* START *

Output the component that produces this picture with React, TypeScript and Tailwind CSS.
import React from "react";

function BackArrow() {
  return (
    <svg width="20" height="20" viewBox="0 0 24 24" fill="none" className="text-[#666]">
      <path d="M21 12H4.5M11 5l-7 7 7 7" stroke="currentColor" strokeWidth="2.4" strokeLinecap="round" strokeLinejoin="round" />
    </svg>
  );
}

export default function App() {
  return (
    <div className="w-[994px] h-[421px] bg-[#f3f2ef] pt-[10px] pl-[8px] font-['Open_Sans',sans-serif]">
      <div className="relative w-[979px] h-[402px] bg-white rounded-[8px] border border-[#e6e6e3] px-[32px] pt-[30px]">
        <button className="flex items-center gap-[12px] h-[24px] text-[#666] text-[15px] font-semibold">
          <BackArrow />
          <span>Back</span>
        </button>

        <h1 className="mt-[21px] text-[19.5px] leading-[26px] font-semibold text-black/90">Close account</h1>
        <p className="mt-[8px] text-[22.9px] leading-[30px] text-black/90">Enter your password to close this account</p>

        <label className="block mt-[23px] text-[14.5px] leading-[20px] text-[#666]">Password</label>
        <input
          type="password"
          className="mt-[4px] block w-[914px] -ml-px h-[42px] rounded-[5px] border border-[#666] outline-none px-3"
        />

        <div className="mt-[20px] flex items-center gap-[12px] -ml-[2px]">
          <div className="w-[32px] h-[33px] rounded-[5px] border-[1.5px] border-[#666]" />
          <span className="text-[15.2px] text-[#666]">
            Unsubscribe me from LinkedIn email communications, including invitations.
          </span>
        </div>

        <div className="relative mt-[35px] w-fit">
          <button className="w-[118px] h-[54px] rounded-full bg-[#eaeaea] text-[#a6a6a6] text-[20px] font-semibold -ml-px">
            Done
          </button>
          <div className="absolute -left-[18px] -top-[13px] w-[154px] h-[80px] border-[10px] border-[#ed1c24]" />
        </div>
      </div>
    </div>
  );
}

* END *

Where a line in the material contains "this", copy that line.

Output the component that produces this picture with React, TypeScript and Tailwind CSS.
        <p className="mt-[8px] text-[22.9px] leading-[30px] text-black/90">Enter your password to close this account</p>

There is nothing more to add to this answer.